The majority distinguished patents from purely private property rights that could only be adjudicated in Article III courts. Because patent validity involves a question — whether the government’s original grant was proper — that is historically within the public rights domain, Congress could assign it to an administrative tribunal without violating Article III or requiring a Seventh Amendment jury trial.
Key Takeaways
- Inter partes review is constitutionally valid — it does not violate Article III or the Seventh Amendment because patents are public franchises subject to legislative reclamation through executive agency proceedings.

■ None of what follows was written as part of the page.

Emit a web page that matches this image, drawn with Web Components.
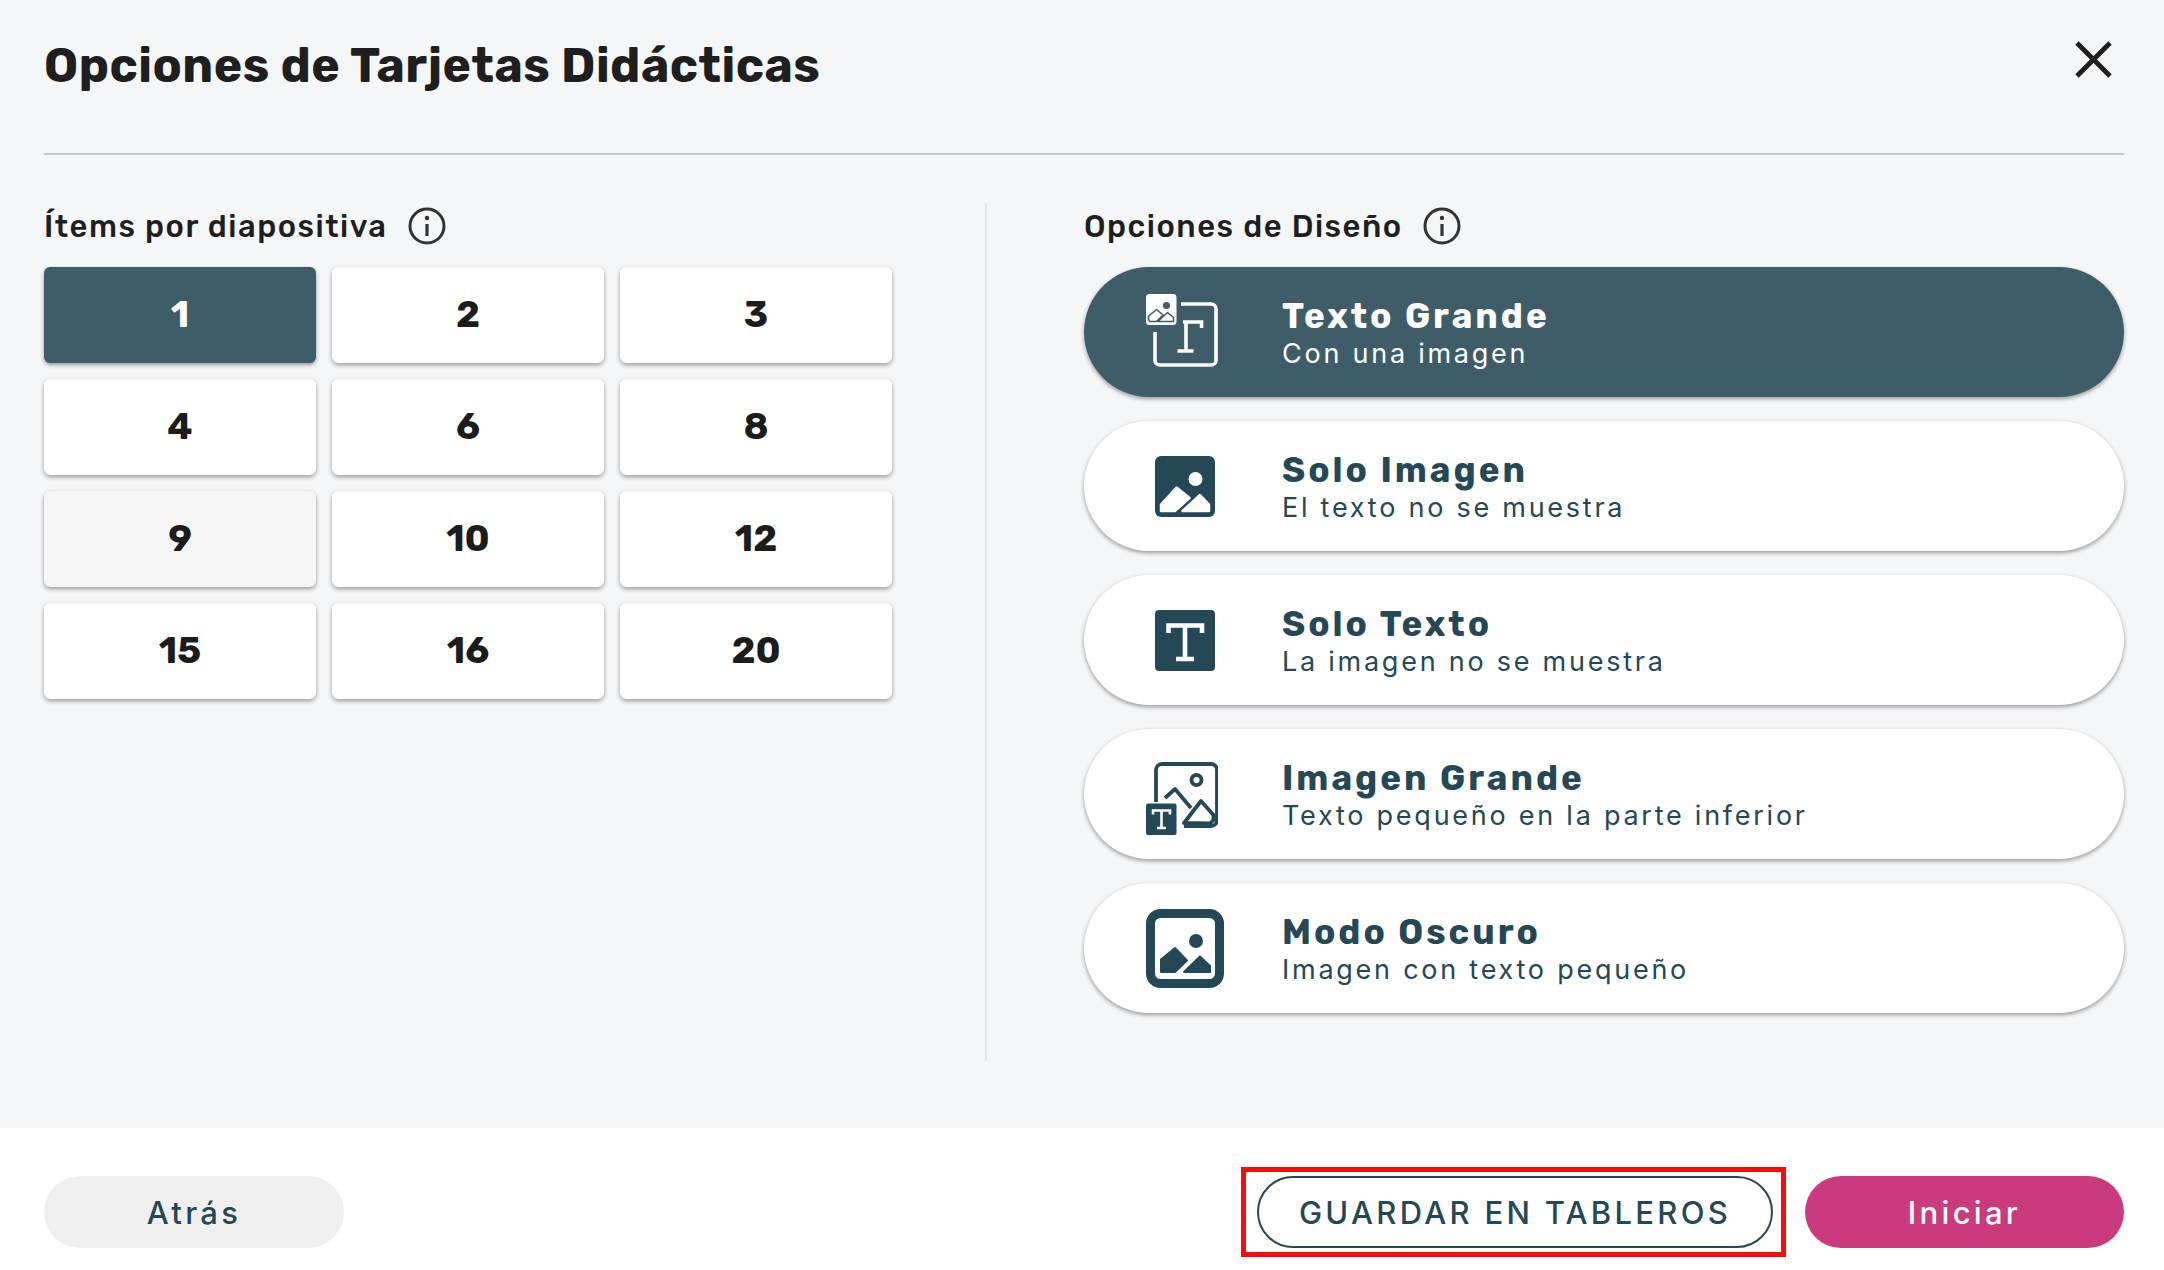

- The public rights doctrine permits Congress to assign patent validity adjudication to an administrative tribunal, because it involves whether the government’s own grant was proper — a public right rather than a purely private property dispute.
- The Court’s holding was expressly limited: it does not address whether other executive adjudications involving private rights would satisfy Article III, leaving open broader questions about administrative adjudication of private property disputes.
- Justice Gorsuch’s dissent argued forcefully that patents are private property and that the majority’s public franchise reasoning erodes important constitutional protections against congressional reassignment of private property disputes to administrative agencies.
Why It Matters
Oil States resolved the most fundamental constitutional challenge to the America Invents Act — the question of whether Congress could constitutionally create an administrative process to cancel issued patents without the full protections of an Article III court. A ruling against IPR would have invalidated the entire inter partes review system, which by 2018 had been used to cancel thousands of patent claims. The 7-2 decision gave IPR strong constitutional footing.
For the patent community, Oil States confirmed that patent holders must contend with IPR as a permanent feature of the patent landscape. The decision shifted debate to legislative and policy channels for reforming or constraining IPR proceedings — including discussions about whether the PTAB should be able to institute review of the same patent multiple times, whether estoppel provisions adequately protect patent holders, and whether institution rates at the PTAB are appropriately calibrated. These policy debates continue to shape how Congress, the courts, and the PTO approach the balance between patent quality review and patent holder security.